Snow White and the Seven Dwarfs is a timeless fairy tale, and you may recall that one of the most memorable lines evolved from the original version (which has the envious queen questioning her looking-glass) into the phrase we know: “Mirror, Mirror on the wall, who’s the fairest of them all?” Given the popularity of the many modern versions of the tale, it’s not surprising that “mirror, mirror” has been used for all kinds of assessments. I even found one tied to the United Nations’ Global Compact’s Self-Assessment Tool.

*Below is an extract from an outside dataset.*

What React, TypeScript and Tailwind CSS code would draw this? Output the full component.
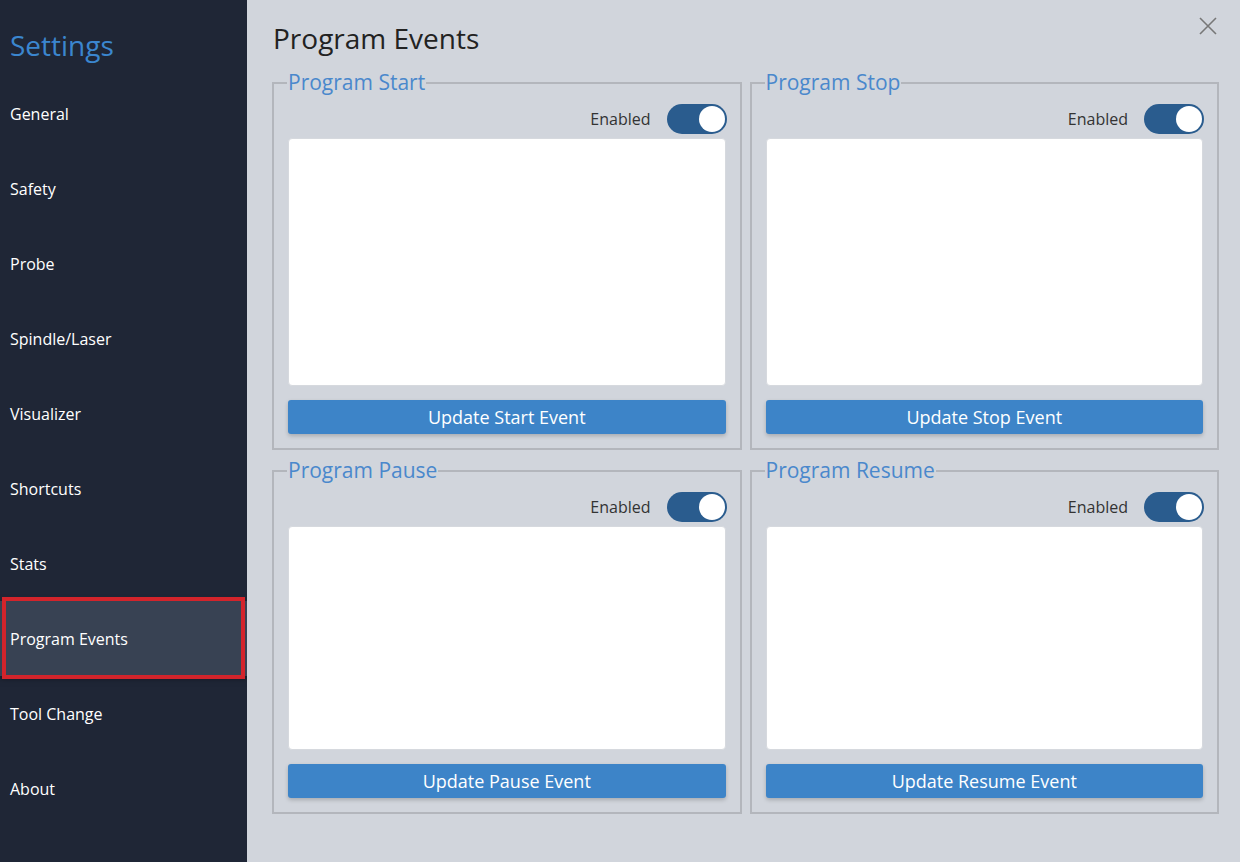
import { useState } from "react";

const navItems = [
  "General",
  "Safety",
  "Probe",
  "Spindle/Laser",
  "Visualizer",
  "Shortcuts",
  "Stats",
  "Program Events",
  "Tool Change",
  "About",
];

const events = [
  { title: "Program Start", button: "Update Start Event", area: "h-[248px]" },
  { title: "Program Stop", button: "Update Stop Event", area: "h-[248px]" },
  { title: "Program Pause", button: "Update Pause Event", area: "h-[224px]" },
  { title: "Program Resume", button: "Update Resume Event", area: "h-[224px]" },
];

function Toggle({ on, onClick }: { on: boolean; onClick: () => void }) {
  return (
    <button
      onClick={onClick}
      className={`w-[60px] h-[30px] rounded-full p-[2px] flex items-center ${
        on ? "bg-[#2a5c8e] justify-end" : "bg-[#9ca3af] justify-start"
      }`}
    >
      <span className="w-[26px] h-[26px] rounded-full bg-white block" />
    </button>
  );
}

function EventBox({ ev }: { ev: (typeof events)[number] }) {
  const [enabled, setEnabled] = useState(true);

  return (
    <fieldset className="border-2 border-[#b3b6bc] px-[14px] pb-[14px] pt-0 min-w-0">
      <legend className="text-[21px] leading-[27px] text-[#4a88cc] px-[1px] -ml-[1px]">
        {ev.title}
      </legend>

      <div className="flex items-center justify-end gap-[16px] mt-[8px] -mr-[1px]">
        <span className="text-[16px] text-[#333]">Enabled</span>
        <Toggle on={enabled} onClick={() => setEnabled(!enabled)} />
      </div>

      <textarea
        className={`mt-[4px] w-full ${ev.area} block bg-white rounded-[4px] border border-[#d6d9de] resize-none outline-none p-2`}
      />

      <button className="mt-[14px] w-full h-[34px] rounded-[3px] bg-[#3d84c8] text-white text-[18px] shadow-[0_2px_4px_rgba(0,0,0,0.2)]">
        {ev.button}
      </button>
    </fieldset>
  );
}

export default function App() {
  const [selected, setSelected] = useState("Program Events");

  return (
    <div className="w-[1240px] h-[862px] flex overflow-hidden font-['Open_Sans',sans-serif]">

      {/* Sidebar */}

      <div className="w-[247px] shrink-0 bg-[#1f2636] pt-[26px]">
        <h1 className="pl-[10px] text-[28px] leading-[38px] text-[#3b86cf]">
          Settings
        </h1>

        <div className="mt-[12px]">
          {navItems.map((item) => (
            <div
              key={item}
              onClick={() => setSelected(item)}
              className={`relative h-[75px] pl-[10px] flex items-center text-[16px] text-white cursor-pointer ${
                selected === item ? "bg-[#384253] shadow-[0_2px_6px_rgba(0,0,0,0.5)]" : ""
              }`}
            >
              {item}
              {selected === item && (
                <span className="absolute left-[2px] right-[2px] top-[-4px] bottom-[-3px] border-4 border-[#d3242b]" />
              )}
            </div>
          ))}
        </div>
      </div>

      {/* Content */}

      <div className="relative flex-1 bg-[#d1d5dc] pl-[25px] pr-[21px] pt-[19px]">
        <h2 className="text-[28px] leading-[38px] text-[#222] pl-[1px]">
          Program Events
        </h2>

        <button className="absolute right-[23px] top-[17px] text-[#777]">
          <svg width="18" height="18" viewBox="0 0 18 18" stroke="currentColor" strokeWidth="1.6">
            <path d="M1 1L17 17M17 1L1 17" />
          </svg>
        </button>

        <div className="mt-[12px] grid grid-cols-2 gap-x-[8px] gap-y-[7px]">
          {events.map((ev) => (
            <EventBox key={ev.title} ev={ev} />
          ))}
        </div>
      </div>

    </div>
  );
}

In this post, I’d like to prompt you to do some self-assessment on whether you are an entrepreneurially minded leader. In some cases, just asking the following questions is your first step toward moving you and your firm toward a brighter future. However, naturally, only detailed answers to the following will put you on the right path. Ready, set, ask…
1. What emerging problems will my organisation need to solve (sooner rather than later) in order to remain a leader in the eyes of our customers? Leaders encourage telling organisational performance appraisals before their inbox becomes filled with concerns and complaints from customers.

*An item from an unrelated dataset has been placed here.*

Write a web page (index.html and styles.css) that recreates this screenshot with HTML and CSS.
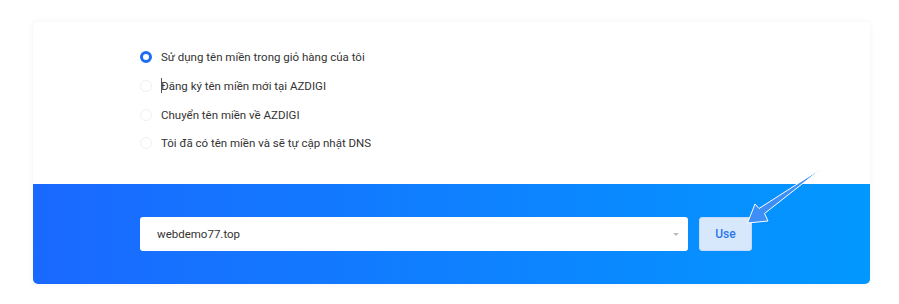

2. Who in my organisation should be working on those problems right now? Leaders realise that delegation is not only at the heart of getting things done, it’s also a wonderful tool to encourage growth in high-talent associates. Known problems left unattended will never solve themselves.

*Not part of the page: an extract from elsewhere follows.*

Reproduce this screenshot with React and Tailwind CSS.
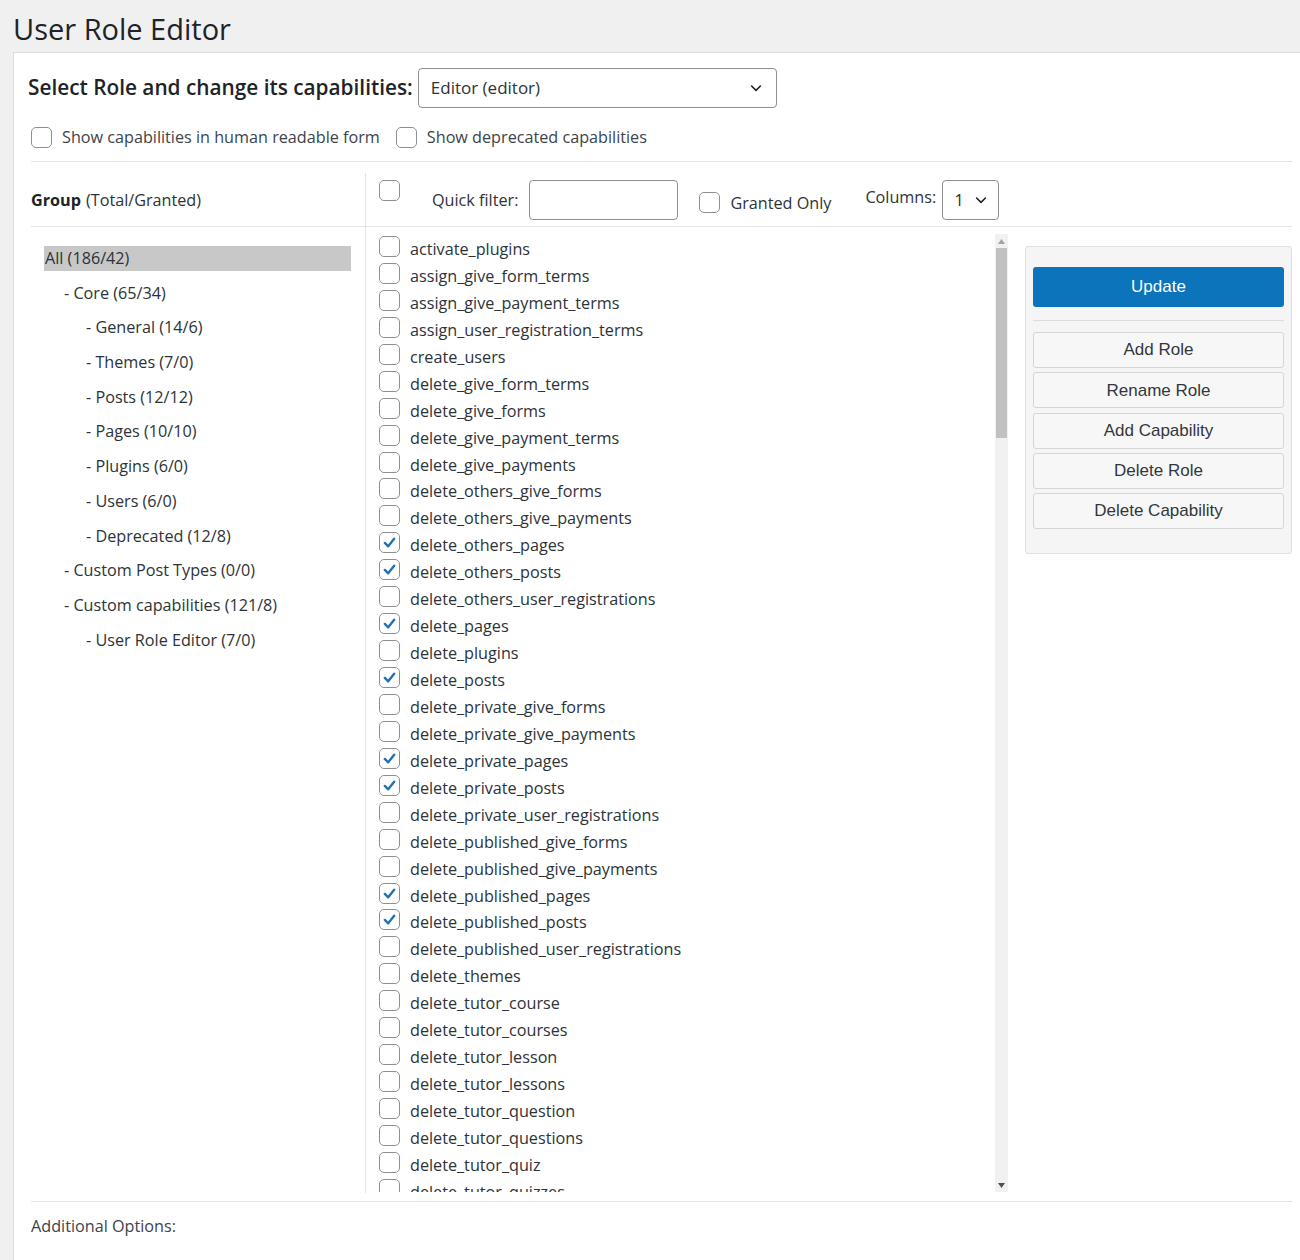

3. What can our leadership team do to directly support this work and get the remainder of the organisation to pitch in where needed? Delegation is meaningless unless the person tagged to solve the problem has adequate resources. Don’t let someone take on a big challenge only to flail for lack of support.
4. How do I address current problems while keeping the core organisation running at near-peak performance? Unless the problems you face are capable of shutting down your firm completely (very, very rare), your job as a leader is to get the problems attended to while the rest of the operates in an optimal fashion.
5. What are the top five fundamental assumptions about how our organisation gets things done? This is a real test for most leaders. For example, consider the leader who assumed that all incoming orders were filled and shipped in 24 hours or less. When questioned, all of his top-tier team members also operated with that point of view. Then, they asked the next question.
6. How many of those assumptions are either no longer true (or need meaningful modification)? Many a leader has found that assuming something is not the same as measuring something. Take the 24-hour turnaround time assumed to be the standard within one enterprise. When tracked carefully, it turned out that only a small minority of orders were handled in that timeframe. Only with improved management processes did the assumed performance standard become a reality.
7. How do I spend my time — and how does this impact my organisation? Executive coaches often begin their work with leaders by creating a time log of how seven 24-hour days are spent. That is, they want to know whether the leaders spent what proportion of their calendar in micromanaging? socialising? surveying customers? sporting? strategic planning? or ??? The purpose of measuring the time priorities of leaders is that it is often a model for how the rest of the top team members (and perhaps others) allocate their time. In terms of nextsensing, it is rare if not impossible to find a forward-thinking company when the top leaders are not, themselves, thinking about the future.
8. What is it about my personal allocation of time (and the corresponding priorities it represents) that needs to change — and change now? No one is perfect. Everyone needs to grow in one way or another. If you want to become a better leader, you need to, first, define what that means and then, rapidly, reshape your priorities to that profile.
9. If our company could start over from scratch, what would be the first thing we would do? The weight of tradition (“we’ve always done it that way”) can be a wonderful thing. It can also be the biggest impediment to improving an organisation. Time spent with the top leadership team doing away with outdated traditions and outmoded norms can be exactly the adrenaline needed to stimulate a sagging enterprise.
10. If we had to replace five of our top 10 customers, how would I start? Following the 80/20 rule, leaders often find that a disproportionate amount of business often comes from a handful of top customers. Supposing those customers abandoned your firm and took their business elsewhere? This can happen (and does). Of course, you would never want to encourage this. What’s key, however, is to prime your organisation to be thinking now about how to cultivate new customers with large sales potential. Happily, such behaviour often generates new leads and new orders from new customers — making your firm that much stronger.